The theory explains the transition phase - known as the pseudogap phase - to superconductivity. It’s one of the last obstacles to developing the next generation of superconductors and one of the major unsolved problems of theoretical condensed matter physics.
Their work was published in the prestigious journal Science.
Superconductive materials need to be ultra-cooled
Superconductivity is the phenomenon where electricity flows with no resistance and no energy loss. Most materials need to be cooled to ultra-low temperatures with liquid helium in order to achieve a superconductive state.
The team includes Professor Roger Melko, Professor David Hawthorn and doctoral student Lauren Hayward from Waterloo’s Physics and Astronomy Department, and Harvard Physics Professor Subir Sachev. Roger Melko also holds a Canada Research Chair in Computational Quantum Many-Body Physics.
David Hawthorn, Prof. Roger Melko, and Lauren Hayward pictured in front of Waterloo’s SHARCNET supercomputer which is used to perform the calculations.
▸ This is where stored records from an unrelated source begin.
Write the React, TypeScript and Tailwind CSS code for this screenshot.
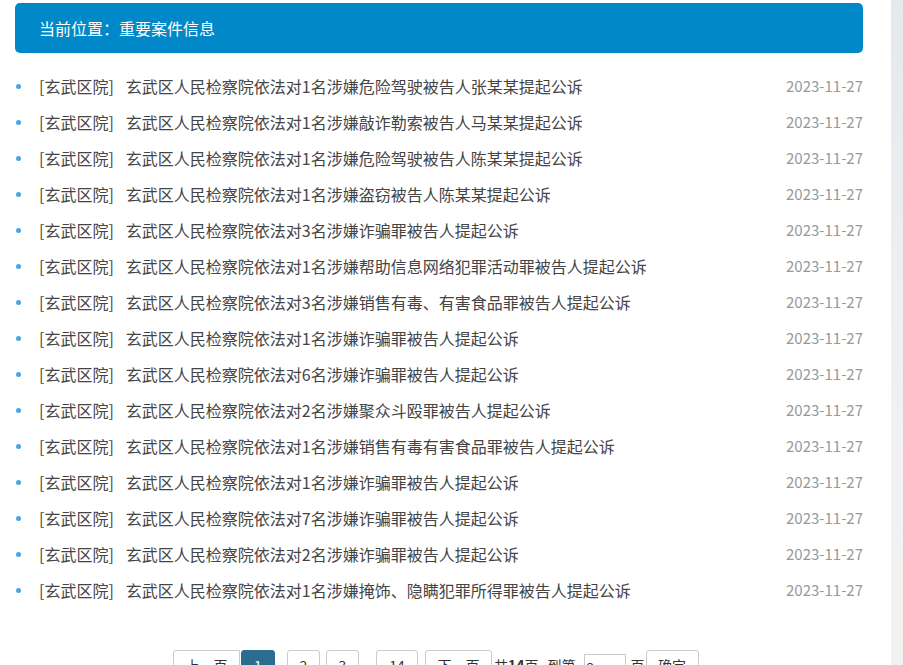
import React from "react";

type Item = {
  court: string;
  title: string;
  date: string;
};

const items: Item[] = [
  { court: "[玄武区院]", title: "玄武区人民检察院依法对1名涉嫌危险驾驶被告人张某某提起公诉", date: "2023-11-27" },
  { court: "[玄武区院]", title: "玄武区人民检察院依法对1名涉嫌敲诈勒索被告人马某某提起公诉", date: "2023-11-27" },
  { court: "[玄武区院]", title: "玄武区人民检察院依法对1名涉嫌危险驾驶被告人陈某某提起公诉", date: "2023-11-27" },
  { court: "[玄武区院]", title: "玄武区人民检察院依法对1名涉嫌盗窃被告人陈某某提起公诉", date: "2023-11-27" },
  { court: "[玄武区院]", title: "玄武区人民检察院依法对3名涉嫌诈骗罪被告人提起公诉", date: "2023-11-27" },
  { court: "[玄武区院]", title: "玄武区人民检察院依法对1名涉嫌帮助信息网络犯罪活动罪被告人提起公诉", date: "2023-11-27" },
  { court: "[玄武区院]", title: "玄武区人民检察院依法对3名涉嫌销售有毒、有害食品罪被告人提起公诉", date: "2023-11-27" },
  { court: "[玄武区院]", title: "玄武区人民检察院依法对1名涉嫌诈骗罪被告人提起公诉", date: "2023-11-27" },
  { court: "[玄武区院]", title: "玄武区人民检察院依法对6名涉嫌诈骗罪被告人提起公诉", date: "2023-11-27" },
  { court: "[玄武区院]", title: "玄武区人民检察院依法对2名涉嫌聚众斗殴罪被告人提起公诉", date: "2023-11-27" },
  { court: "[玄武区院]", title: "玄武区人民检察院依法对1名涉嫌销售有毒有害食品罪被告人提起公诉", date: "2023-11-27" },
  { court: "[玄武区院]", title: "玄武区人民检察院依法对1名涉嫌诈骗罪被告人提起公诉", date: "2023-11-27" },
  { court: "[玄武区院]", title: "玄武区人民检察院依法对7名涉嫌诈骗罪被告人提起公诉", date: "2023-11-27" },
  { court: "[玄武区院]", title: "玄武区人民检察院依法对2名涉嫌诈骗罪被告人提起公诉", date: "2023-11-27" },
  { court: "[玄武区院]", title: "玄武区人民检察院依法对1名涉嫌掩饰、隐瞒犯罪所得罪被告人提起公诉", date: "2023-11-27" },
];

const font = { fontFamily: '"Microsoft YaHei", "Noto Sans CJK SC", "Noto Sans", sans-serif' };

export default function App() {
  return (
    <div className="flex min-h-[665px] bg-white" style={font}>
      {/* 主体 */}
      <main className="w-[891px] bg-white pl-[15px] pr-[28px] pt-[3px]">
        {/* 位置栏 */}
        <div className="flex h-[50px] items-center rounded-[5px] bg-[#0088c9] pl-[24px] text-[16px] text-white">
          当前位置：重要案件信息
        </div>

        {/* 列表 */}
        <ul className="mt-[15px]">
          {items.map((item, i) => (
            <li key={i} className="flex h-[36px] items-center text-[16px]">
              <span className="ml-[1px] mr-[18px] h-[5px] w-[5px] rounded-full bg-[#4ba6dd]" />
              <span className="text-[#444]">{item.court}</span>
              <span className="ml-[12px] flex-1 truncate text-[#444]">{item.title}</span>
              <span className="text-[15px] text-[#999]">{item.date}</span>
            </li>
          ))}
        </ul>

        {/* 分页 */}
        <div className="mt-[42px] flex items-start pl-[158px] text-[14px] text-[#333]">
          <button className="h-[30px] w-[67px] rounded-l-[3px] border border-[#ccc] bg-white">上一页</button>
          <button className="ml-[1px] h-[30px] w-[34px] rounded-[3px] border border-[#2a6d8f] bg-[#2a6d8f] text-white">1</button>
          <button className="ml-[12px] h-[30px] w-[33px] rounded-[3px] border border-[#ccc] bg-white">2</button>
          <button className="ml-[6px] h-[30px] w-[33px] rounded-[3px] border border-[#ccc] bg-white">3</button>
          <span className="h-[30px] w-[17px] text-center leading-[30px]">...</span>
          <button className="h-[30px] w-[42px] rounded-[3px] border border-[#ccc] bg-white">14</button>
          <button className="ml-[7px] h-[30px] w-[67px] rounded-[3px] border border-[#ccc] bg-white">下一页</button>
          <span className="ml-[2px] h-[30px] leading-[30px]">
            共<b>14</b>页
          </span>
          <span className="ml-[9px] h-[30px] leading-[30px]">到第</span>
          <input
            defaultValue="2"
            className="ml-[8px] mt-[4px] h-[26px] w-[42px] border border-[#ccc] px-[2px] text-[14px] outline-none"
          />
          <span className="ml-[5px] h-[30px] leading-[30px]">页</span>
          <button className="ml-[1px] h-[30px] w-[53px] rounded-[3px] border border-[#ccc] bg-white">确定</button>
        </div>
      </main>

      {/* 右侧背景 */}
      <div className="flex-1 bg-gradient-to-b from-[#e4e9ee] via-[#eff0f2] to-[#f2f2f2]" />
    </div>
  );
}
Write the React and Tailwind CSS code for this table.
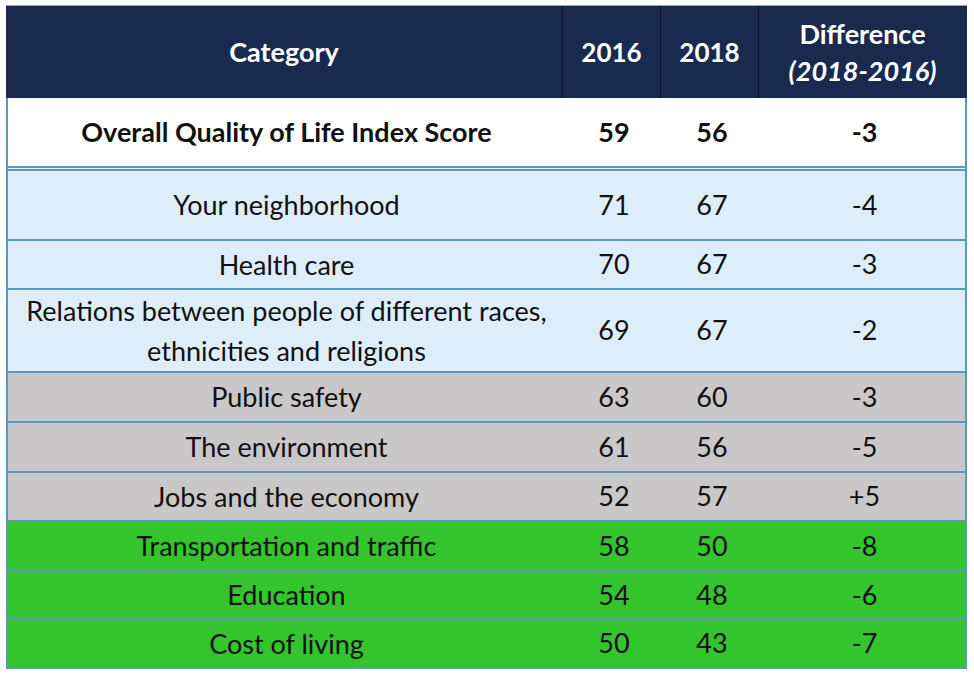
import React from "react";

const rows = [
  { name: "Your neighborhood", a: "71", b: "67", d: "-4", bg: "bg-[#ddeefa]", h: "h-[70px]" },
  { name: "Health care", a: "70", b: "67", d: "-3", bg: "bg-[#ddeefa]", h: "h-[49px]" },
  {
    name: "Relations between people of different races,\nethnicities and religions",
    a: "69",
    b: "67",
    d: "-2",
    bg: "bg-[#ddeefa]",
    h: "h-[83px]",
  },
  { name: "Public safety", a: "63", b: "60", d: "-3", bg: "bg-[#c9c7c8]", h: "h-[50px]" },
  { name: "The environment", a: "61", b: "56", d: "-5", bg: "bg-[#c9c7c8]", h: "h-[50px]" },
  { name: "Jobs and the economy", a: "52", b: "57", d: "+5", bg: "bg-[#c9c7c8]", h: "h-[49px]" },
  { name: "Transportation and traffic", a: "58", b: "50", d: "-8", bg: "bg-[#33c42e]", h: "h-[50px]" },
  { name: "Education", a: "54", b: "48", d: "-6", bg: "bg-[#33c42e]", h: "h-[48px]" },
  { name: "Cost of living", a: "50", b: "43", d: "-7", bg: "bg-[#33c42e]", h: "h-[51px]" },
];

const cols = "grid grid-cols-[557px_98px_98px_207px]";

export default function App() {
  return (
    <div
      className="w-[974px] h-[678px] bg-white pt-[5px] pl-[6px] text-[#111]"
      style={{ fontFamily: "Lato, 'Open Sans', sans-serif" }}
    >
      <div className="w-[961px]">
        {/* header */}
        <div className={`${cols} h-[93px] bg-[#1a2a4f] text-white font-bold text-[27px] border-t border-[#9aa3b3]`}>
          <div className="flex items-center justify-center border-r border-[#0b1226]">Category</div>
          <div className="flex items-center justify-center border-r border-[#0b1226] text-[26px]">2016</div>
          <div className="flex items-center justify-center border-r border-[#0b1226] text-[26px]">2018</div>
          <div className="flex flex-col items-center justify-center leading-[37px]">
            <span>Difference</span>
            <span className="italic">(2018-2016)</span>
          </div>
        </div>

        {/* overall */}
        <div className="border-x-2 border-[#5a99b8]">
          <div className={`${cols} h-[70px] bg-white font-bold text-[27px] border-b-2 border-[#5a99b8]`}>
            <div className="flex items-center justify-center">Overall Quality of Life Index Score</div>
            <div className="flex items-center justify-center">59</div>
            <div className="flex items-center justify-center">56</div>
            <div className="flex items-center justify-center">-3</div>
          </div>
          <div className="h-[1px] bg-[#e6f2fa]" />

          {rows.map((r, i) => (
            <div
              key={i}
              className={`${cols} ${r.h} ${r.bg} text-[27px] border-t-2 border-[#5a99b8] ${i === rows.length - 1 ? "border-b-2" : ""}`}
            >
              <div className="flex items-center justify-center text-center whitespace-pre-line leading-[40px]">
                {r.name}
              </div>
              <div className="flex items-center justify-center">{r.a}</div>
              <div className="flex items-center justify-center">{r.b}</div>
              <div className="flex items-center justify-center">{r.d}</div>
            </div>
          ))}
        </div>
      </div>
    </div>
  );
}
“This amazing scientific collaboration actually came about by chance over lunch at the Perimeter Institute between Subir and myself,” said Hawthorn.
Hawthorn showed Sachdev his latest experimental data on a superconducting material made of Copper and the elements Yttrium and Barium. The material, YBa2Cu3O6+x, had an unexplained temperature dependence. Sachdev had a theory but needed expert help with the complex set of calculations to prove it. That’s where Melko and Hayward stepped in and developed the computer code to solve Sachdev’s equations.
Synergy between University of Waterloo and Perimeter Institute
Melko and Sachdev already knew each other through Perimeter Institute, where Melko is an associate faculty member and Sachdev is a Distinguished Research Visiting Chair.
“The results all came together in a matter of weeks,” said Melko. “It really speaks to the synergy we have between Waterloo and Perimeter Institute.”
To understand why room-temperature superconductivity has remained so elusive, physicists have turned their sights to the phase that occurs just before superconductivity takes over: the “pseudogap” phase.
“Understanding the pseudogap is as important as understanding superconductivity itself,” said Melko. The group plans to extend their work both theoretically and experimentally.
Superconducting magnets are currently used in MRI machines and complex particle accelerators, but the cost of cooling materials using Helium makes them very expensive. Materials that achieve superconductivity at a higher temperature could unlock the technology for new smart power grids and advanced power storage units.